Source excerpt:
++++

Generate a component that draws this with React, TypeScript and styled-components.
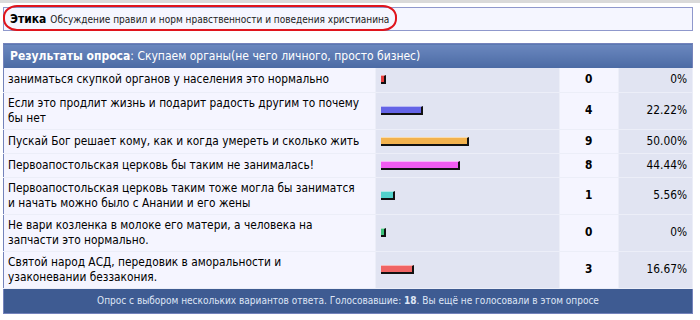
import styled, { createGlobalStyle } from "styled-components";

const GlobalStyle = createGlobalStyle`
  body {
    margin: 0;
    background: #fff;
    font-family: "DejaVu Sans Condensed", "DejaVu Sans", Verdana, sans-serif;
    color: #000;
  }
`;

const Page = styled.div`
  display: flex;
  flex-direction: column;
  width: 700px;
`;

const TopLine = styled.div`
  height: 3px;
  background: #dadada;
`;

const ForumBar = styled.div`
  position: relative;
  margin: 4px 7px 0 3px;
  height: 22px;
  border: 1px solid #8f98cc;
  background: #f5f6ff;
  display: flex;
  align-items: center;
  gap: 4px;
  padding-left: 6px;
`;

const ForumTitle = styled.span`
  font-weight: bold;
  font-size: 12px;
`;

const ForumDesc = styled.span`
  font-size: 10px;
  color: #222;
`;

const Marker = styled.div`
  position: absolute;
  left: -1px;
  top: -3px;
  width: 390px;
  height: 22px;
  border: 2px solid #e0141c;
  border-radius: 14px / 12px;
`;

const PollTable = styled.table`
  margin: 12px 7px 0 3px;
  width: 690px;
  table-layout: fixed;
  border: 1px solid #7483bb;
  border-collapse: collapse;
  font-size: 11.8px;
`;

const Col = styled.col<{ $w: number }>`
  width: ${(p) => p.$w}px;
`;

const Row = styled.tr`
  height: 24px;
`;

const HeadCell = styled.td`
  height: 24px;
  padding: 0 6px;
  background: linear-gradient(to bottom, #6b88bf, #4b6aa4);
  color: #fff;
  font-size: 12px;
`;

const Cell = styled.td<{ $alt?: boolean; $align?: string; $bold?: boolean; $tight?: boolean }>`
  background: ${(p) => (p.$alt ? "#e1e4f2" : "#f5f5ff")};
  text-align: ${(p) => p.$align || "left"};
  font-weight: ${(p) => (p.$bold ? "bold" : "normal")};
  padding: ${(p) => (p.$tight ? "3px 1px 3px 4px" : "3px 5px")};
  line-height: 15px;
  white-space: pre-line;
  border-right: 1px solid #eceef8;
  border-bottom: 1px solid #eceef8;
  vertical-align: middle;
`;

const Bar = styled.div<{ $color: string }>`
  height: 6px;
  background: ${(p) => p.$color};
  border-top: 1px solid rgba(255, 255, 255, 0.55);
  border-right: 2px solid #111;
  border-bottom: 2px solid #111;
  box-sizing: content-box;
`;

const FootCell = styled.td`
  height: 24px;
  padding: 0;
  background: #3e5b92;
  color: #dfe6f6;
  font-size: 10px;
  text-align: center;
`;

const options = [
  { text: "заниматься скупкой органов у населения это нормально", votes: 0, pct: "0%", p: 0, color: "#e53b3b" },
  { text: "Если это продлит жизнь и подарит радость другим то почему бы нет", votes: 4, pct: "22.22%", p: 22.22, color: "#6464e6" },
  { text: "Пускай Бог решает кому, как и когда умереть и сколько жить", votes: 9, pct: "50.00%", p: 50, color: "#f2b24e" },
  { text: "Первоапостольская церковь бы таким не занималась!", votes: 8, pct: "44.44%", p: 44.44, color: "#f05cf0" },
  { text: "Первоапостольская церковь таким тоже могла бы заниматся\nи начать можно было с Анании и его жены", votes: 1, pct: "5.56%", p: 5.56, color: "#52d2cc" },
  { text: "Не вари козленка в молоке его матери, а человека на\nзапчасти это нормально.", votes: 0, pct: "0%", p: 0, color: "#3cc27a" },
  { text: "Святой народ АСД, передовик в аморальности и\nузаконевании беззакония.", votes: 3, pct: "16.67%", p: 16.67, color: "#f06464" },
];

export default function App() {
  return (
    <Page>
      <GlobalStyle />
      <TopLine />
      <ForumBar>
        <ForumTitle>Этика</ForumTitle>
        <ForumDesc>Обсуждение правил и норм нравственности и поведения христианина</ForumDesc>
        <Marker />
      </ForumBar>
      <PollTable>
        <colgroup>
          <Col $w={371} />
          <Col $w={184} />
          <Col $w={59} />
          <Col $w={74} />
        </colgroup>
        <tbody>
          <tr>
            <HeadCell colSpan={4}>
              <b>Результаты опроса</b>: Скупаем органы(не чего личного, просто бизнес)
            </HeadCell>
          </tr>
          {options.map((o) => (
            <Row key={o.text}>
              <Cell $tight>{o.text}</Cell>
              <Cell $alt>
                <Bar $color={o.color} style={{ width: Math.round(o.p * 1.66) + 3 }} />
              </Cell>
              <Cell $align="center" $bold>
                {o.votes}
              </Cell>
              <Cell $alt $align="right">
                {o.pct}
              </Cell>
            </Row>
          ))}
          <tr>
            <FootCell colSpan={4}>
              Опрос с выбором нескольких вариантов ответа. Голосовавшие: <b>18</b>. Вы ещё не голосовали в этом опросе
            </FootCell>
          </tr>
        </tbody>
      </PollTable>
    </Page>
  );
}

++++

Exercise prompt: Your task is to repeat the data above exactly while excluding the pictures.

Answer below:
Generate a component that draws this with React, TypeScript and styled-components.
import styled, { createGlobalStyle } from "styled-components";

const GlobalStyle = createGlobalStyle`
  body {
    margin: 0;
    background: #fff;
    font-family: "DejaVu Sans Condensed", "DejaVu Sans", Verdana, sans-serif;
    color: #000;
  }
`;

const Page = styled.div`
  display: flex;
  flex-direction: column;
  width: 700px;
`;

const TopLine = styled.div`
  height: 3px;
  background: #dadada;
`;

const ForumBar = styled.div`
  position: relative;
  margin: 4px 7px 0 3px;
  height: 22px;
  border: 1px solid #8f98cc;
  background: #f5f6ff;
  display: flex;
  align-items: center;
  gap: 4px;
  padding-left: 6px;
`;

const ForumTitle = styled.span`
  font-weight: bold;
  font-size: 12px;
`;

const ForumDesc = styled.span`
  font-size: 10px;
  color: #222;
`;

const Marker = styled.div`
  position: absolute;
  left: -1px;
  top: -3px;
  width: 390px;
  height: 22px;
  border: 2px solid #e0141c;
  border-radius: 14px / 12px;
`;

const PollTable = styled.table`
  margin: 12px 7px 0 3px;
  width: 690px;
  table-layout: fixed;
  border: 1px solid #7483bb;
  border-collapse: collapse;
  font-size: 11.8px;
`;

const Col = styled.col<{ $w: number }>`
  width: ${(p) => p.$w}px;
`;

const Row = styled.tr`
  height: 24px;
`;

const HeadCell = styled.td`
  height: 24px;
  padding: 0 6px;
  background: linear-gradient(to bottom, #6b88bf, #4b6aa4);
  color: #fff;
  font-size: 12px;
`;

const Cell = styled.td<{ $alt?: boolean; $align?: string; $bold?: boolean; $tight?: boolean }>`
  background: ${(p) => (p.$alt ? "#e1e4f2" : "#f5f5ff")};
  text-align: ${(p) => p.$align || "left"};
  font-weight: ${(p) => (p.$bold ? "bold" : "normal")};
  padding: ${(p) => (p.$tight ? "3px 1px 3px 4px" : "3px 5px")};
  line-height: 15px;
  white-space: pre-line;
  border-right: 1px solid #eceef8;
  border-bottom: 1px solid #eceef8;
  vertical-align: middle;
`;

const Bar = styled.div<{ $color: string }>`
  height: 6px;
  background: ${(p) => p.$color};
  border-top: 1px solid rgba(255, 255, 255, 0.55);
  border-right: 2px solid #111;
  border-bottom: 2px solid #111;
  box-sizing: content-box;
`;

const FootCell = styled.td`
  height: 24px;
  padding: 0;
  background: #3e5b92;
  color: #dfe6f6;
  font-size: 10px;
  text-align: center;
`;

const options = [
  { text: "заниматься скупкой органов у населения это нормально", votes: 0, pct: "0%", p: 0, color: "#e53b3b" },
  { text: "Если это продлит жизнь и подарит радость другим то почему бы нет", votes: 4, pct: "22.22%", p: 22.22, color: "#6464e6" },
  { text: "Пускай Бог решает кому, как и когда умереть и сколько жить", votes: 9, pct: "50.00%", p: 50, color: "#f2b24e" },
  { text: "Первоапостольская церковь бы таким не занималась!", votes: 8, pct: "44.44%", p: 44.44, color: "#f05cf0" },
  { text: "Первоапостольская церковь таким тоже могла бы заниматся\nи начать можно было с Анании и его жены", votes: 1, pct: "5.56%", p: 5.56, color: "#52d2cc" },
  { text: "Не вари козленка в молоке его матери, а человека на\nзапчасти это нормально.", votes: 0, pct: "0%", p: 0, color: "#3cc27a" },
  { text: "Святой народ АСД, передовик в аморальности и\nузаконевании беззакония.", votes: 3, pct: "16.67%", p: 16.67, color: "#f06464" },
];

export default function App() {
  return (
    <Page>
      <GlobalStyle />
      <TopLine />
      <ForumBar>
        <ForumTitle>Этика</ForumTitle>
        <ForumDesc>Обсуждение правил и норм нравственности и поведения христианина</ForumDesc>
        <Marker />
      </ForumBar>
      <PollTable>
        <colgroup>
          <Col $w={371} />
          <Col $w={184} />
          <Col $w={59} />
          <Col $w={74} />
        </colgroup>
        <tbody>
          <tr>
            <HeadCell colSpan={4}>
              <b>Результаты опроса</b>: Скупаем органы(не чего личного, просто бизнес)
            </HeadCell>
          </tr>
          {options.map((o) => (
            <Row key={o.text}>
              <Cell $tight>{o.text}</Cell>
              <Cell $alt>
                <Bar $color={o.color} style={{ width: Math.round(o.p * 1.66) + 3 }} />
              </Cell>
              <Cell $align="center" $bold>
                {o.votes}
              </Cell>
              <Cell $alt $align="right">
                {o.pct}
              </Cell>
            </Row>
          ))}
          <tr>
            <FootCell colSpan={4}>
              Опрос с выбором нескольких вариантов ответа. Голосовавшие: <b>18</b>. Вы ещё не голосовали в этом опросе
            </FootCell>
          </tr>
        </tbody>
      </PollTable>
    </Page>
  );
}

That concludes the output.